Xavi, la pieza maestra que hace rular todo el fútbol a las velocidades y con la precisión adecuada: sin esa aceleración, España amansa su juego en una más previsible horizontalidad. No se trata de un problema de estilo, sino de ejecución. Cualquier rival sabe que Xavi es el hombre; Hitzfeld, desde luego, lo sabía.

No se trata de si jugó con dos medios (Xabi Alonso es mucho más que un medio defensivo, además de que con Iniesta estuvo en el mejor nivel de todo el equipo), no se trata de que se extraviase en la retórica, ni de que tenga que jugar con uno o dos puntas, ni de que la chica de Casillas esté detrás de la portería con un micrófono.

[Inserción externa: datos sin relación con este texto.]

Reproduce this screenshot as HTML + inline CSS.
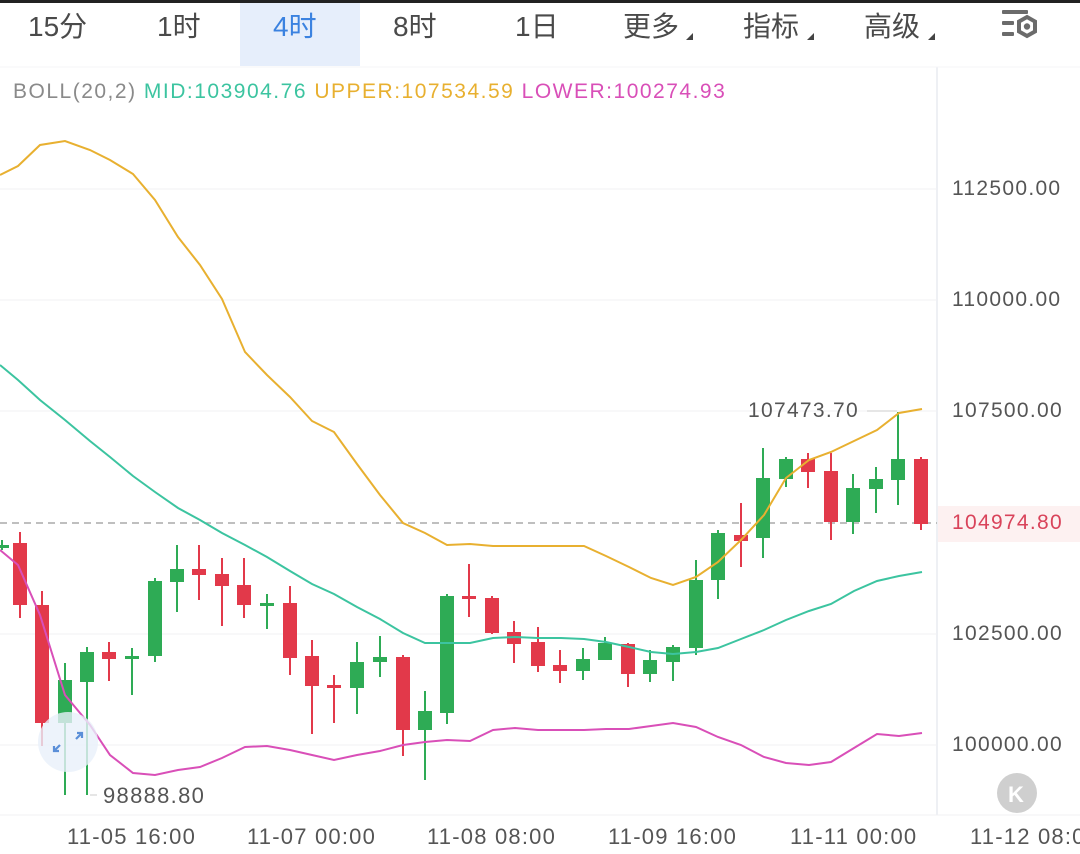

Se trata de que faltó más de Silva, mucho más de Villa, bastante de los laterales, los dos centrales y el portero, retratados en la jugada del gol y la del poste. Y Xavi, por encima de todo: el secreto al aire de todo el entramado, se quiera o no.Y que Ottmar Hitzfeld, el preparador de los suizos, es un señor que ganó dos copas de Europa con dos equipos diferentes. Es decir, que no se levantó de la cama ayer por la mañana para dirigir a un equipo de fútbol. Como no lo había hecho, hace un año, el seleccionador americano. Como no lo ha hecho, desde luego, Marcelo Bielsa, el DT de Chile. Su biografía se tituló así: «Lo suficientemente loco». Si tienen cerca a algún aficionado conspicuo del Espanyol o a algún argentino, pregúntenle por Bielsa y a lo mejor entendemos a qué nos enfrentamos ahora…

Conclusión: con Suiza no se pierde. Así no más.